Mengapa Asia Tenggara Terus Membeli Senjata dari Rusia?

Rabu, 06 April 2022 | 18:28 WIB
Mengapa Asia Tenggara Terus Membeli Senjata dari Rusia?
DW

Namun, pemerintah Asia Tenggara menghadapi dilema ketika perang Ukraina memasuki minggu keenam, di tengah serangkaian dugaan kekejaman Rusia yang terus bertambah dan ketika para pemimpin Barat menyerukan Presiden Rusia Vladimir Putin untuk diadili atas kejahatan perang.

Pengadaan senjata dan latihan bilateral dengan Rusia "akan menjadi isu yang sangat sensitif bahkan setelah perang di Ukraina berakhir," kata Carl Thayer, seorang profesor emeritus dari Universitas New South Wales di Australia.
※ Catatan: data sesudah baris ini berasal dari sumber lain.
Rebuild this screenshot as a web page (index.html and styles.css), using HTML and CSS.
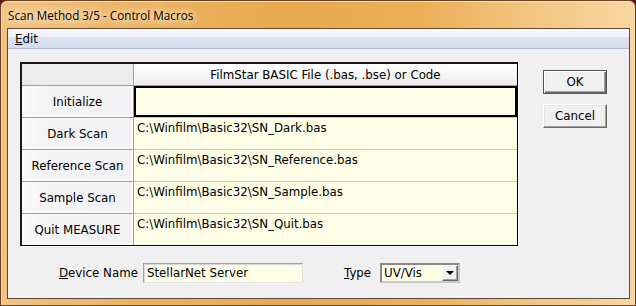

"Sebagian besar negara kawasan dan ASEAN sendiri akan mengambil sikap menunggu dan mengamati dengan hati-hati agar tidak meningkatkan ketegangan atau menjatuhkan sanksi hukuman seperti yang dilakukan Amerika Serikat dan negara-negara Eropa," kata Thayer.

Ketergantungan pada senjata Rusia

Uni Eropa, misalnya, dapat memberikan sanksi terhadap pemasok senjata Rusia kepada militer Myanmar, kata Kristina Kironska, seorang akademisi berbasis di Bratislava yang mengkhususkan diri di Myanmar.

"Saya yakin Rusia dan Myanmar akan menemukan cara untuk bekerja sama," katanya.

AS kemungkinan bisa berbuat lebih banyak. Pada 2017, negara itu memperkenalkan undang-undang melawan musuh Amerika melalui sanksi (CAATSA), yang dapat mengancam penjatuhan sanksi terhadap pemerintah asing yang membeli senjata dari Rusia.

Namun, negara-negara seperti Indonesia dan Vietnam, serta India, mendapat keringanan dari Washington dengan syarat mereka mengurangi ketergantungan peralatan militer pada Rusia.

Indonesia sedang merundingkan pembelian pesawat tempur Su-35 buatan Rusia, tetapi ancaman sanksi CAATSA membuat pemerintahnya berpikir ulang dan akhirnya pada Februari lalu menandatangani kesepakatan $8,1 miliar (Rp116,3 triliun) dengan Prancis untuk pembelian jet Rafale.

Baca Juga: Harga Emas Naik Imbas Keraguan Gencatan Senjata Rusia-Ukraina

Meski demikian, Indonesia tidak memutuskan hubungan militernya dengan Rusia.

Senjata Rusia umumnya dipandang lebih terjangkau. Bahkan jika ada penghentian perlahan, militer Asia Tenggara yang sudah bergantung pada peralatan Rusia pada titik tertentu perlu membeli suku cadang atau peningkatan perangkat keras.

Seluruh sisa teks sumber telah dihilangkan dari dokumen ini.